Strike won’t affect Compass Minerals business

Overland Park, Kan.-The strike at the North American Salt Co.’s Cote Blanche mine in St. Mary Parish, La., is not expected to affect the fertilizer business of parent Compass Minerals, headquartered here. North American workers went on strike amid negotiations over a new contract for the mine. The mine employs more than 150 workers, most of whom belong to the United Steelworkers Union.
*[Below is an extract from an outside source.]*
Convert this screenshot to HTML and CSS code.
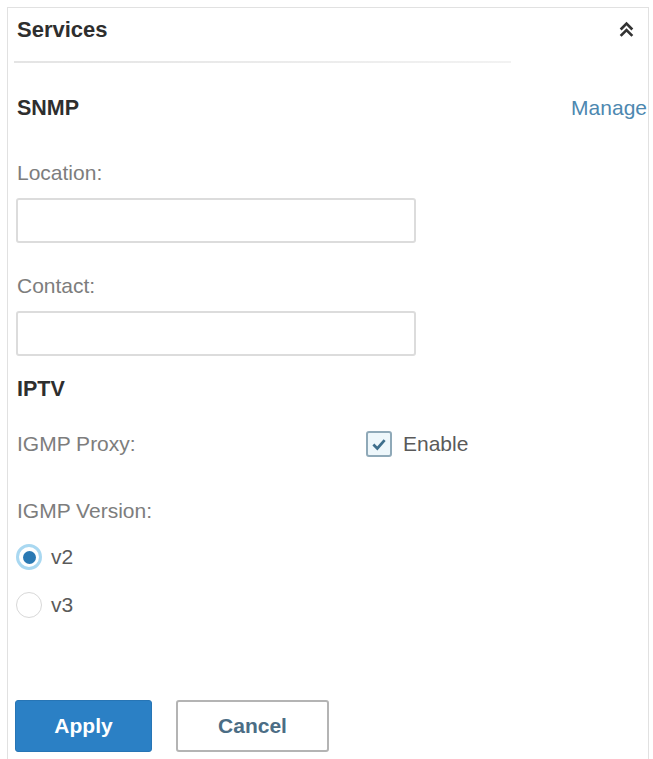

A statement from North American management said the two sides reached an impasse in the contract talks, referring to “a fair and reasonable offer” from the company keeping wages above those paid by neighboring mines, while the union wants a 24 percent increase. “The work stoppage at our rock salt mine, which produces highway deicing salt in Louisiana, doesn’t affect our fertilizer business and isn’t expected to have any material impact on our salt business,” Compass Minerals spokeswoman Peggy Landon told Green Markets. In other news, the company says highway deicing sales volume, which includes sales for all highway maintenance products sold in the U.S., Canada, and the U.K., as well as rock salt sold to the chemical industry, totaled 3,900,000 tons in the three months ended March 2010, compared to sales of 3,729,000 tons in the first quarter of 2009. To provide investors with insight into how winter weather affects the company’s sales performance, the company has reported that there were 108 snow events in 11 representative cities in the company’s primary North American highway deicing service area, compared to 99 snow events in the same cities in the 2009 period.